The Architecture of Intermittency: Why Renewable Integration is an Operational Challenge
The transition to renewable energy is not an engineering problem; it is a massive exercise in systems architecture and risk management. For decades, industrial power grids relied on the predictable, dispatchable nature of thermal generation. By burning coal or gas, operators maintained a direct correlation between fuel input and electrical output. Renewables—specifically wind and solar—shatter that correlation. They introduce the fundamental problem of intermittency, turning the power grid from a deterministic machine into a complex, probabilistic network.
For leaders in the energy sector and industrial strategists, this shift requires a complete overhaul of how we approach operational excellence. When your primary input is variable, your strategy must pivot from central control to distributed resilience. The integration of renewables is essentially a test of how effectively an organization can manage volatility without sacrificing output reliability.

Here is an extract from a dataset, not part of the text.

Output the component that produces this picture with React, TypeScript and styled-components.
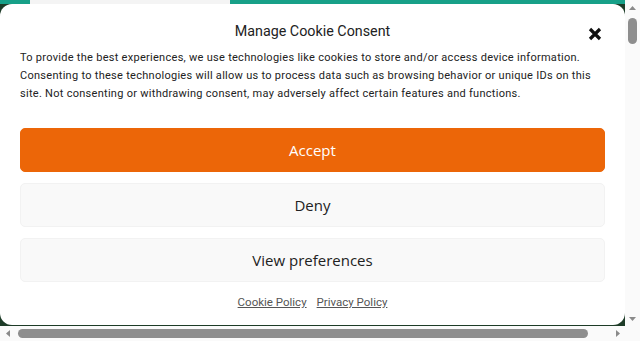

The Fallacy of Simple Capacity
Many organizations mistake capacity for capability. Installing a massive array of solar panels or a wind farm provides raw capacity, but it does not inherently provide value. In the language of strategy, capacity is a sunk cost; capability is the ability to deploy that energy when the market or the facility demands it. Without storage or sophisticated demand-response mechanisms, a surplus of renewable energy at 2:00 PM is a liability, not an asset.
High-performance leaders recognize that integration is about matching the temporal profile of supply with the requirements of demand. This requires moving beyond traditional metrics. Instead of focusing solely on energy volume, focus on the “firmness” of the power supply. A grid that is 80% renewable but 100% reliable is superior to a grid that is 100% renewable but prone to catastrophic failure. This is where decision-making frameworks come into play: you must decide where to accept variability and where you must hedge against it using battery storage, hydrogen, or grid-scale interconnections.
Building Resilience into the Distributed Grid
The shift to renewables accelerates the decentralization of power. This mirrors the shift in corporate structures from rigid hierarchies to agile, decentralized teams. When power generation moves from a few massive plants to thousands of smaller, distributed assets, the complexity of management increases exponentially. This is where AI becomes not just a tool, but an operational necessity.
We cannot manually manage the frequency and voltage of a grid fed by thousands of intermittent sources. Machine learning algorithms now handle the predictive modeling required to balance supply and demand in real-time. This is high-performance thinking applied to infrastructure: using predictive data to automate the mundane and focus human cognitive load on systemic anomalies. When AI manages the micro-adjustments, the human operator’s role shifts to architecting the rules and constraints of the system, rather than fighting the individual fires of daily load balancing.
Execution and the Cost of Inaction
Integration is not merely about the hardware—the inverters, the turbines, or the batteries. It is about the execution of a transition plan that minimizes downtime. Organizations that treat renewable integration as an IT problem or a PR exercise fail to realize that this is a core infrastructure transformation.
To succeed, leaders must apply the following operational principles:
Redundancy as Strategy: Never rely on a single source of renewable power. Build a portfolio of assets that have non-correlated intermittency profiles (e.g., wind and solar often peak at different times).
Data-Driven Load Shedding: Implement automated systems that can reduce consumption or shift non-critical processes to periods of high renewable generation.
Incentive Alignment: Ensure that your operational teams are measured on the reliability of the system, not just the percentage of carbon-free energy used. If the incentives don’t match the operational reality, the integration will fail.
The goal is to move from a state of reactive adjustment to proactive orchestration. The organizations that master this will find that renewable integration provides a competitive advantage in energy costs, regulatory compliance, and brand resilience. Those that treat it as an annoyance to be managed will find themselves at the mercy of market volatility.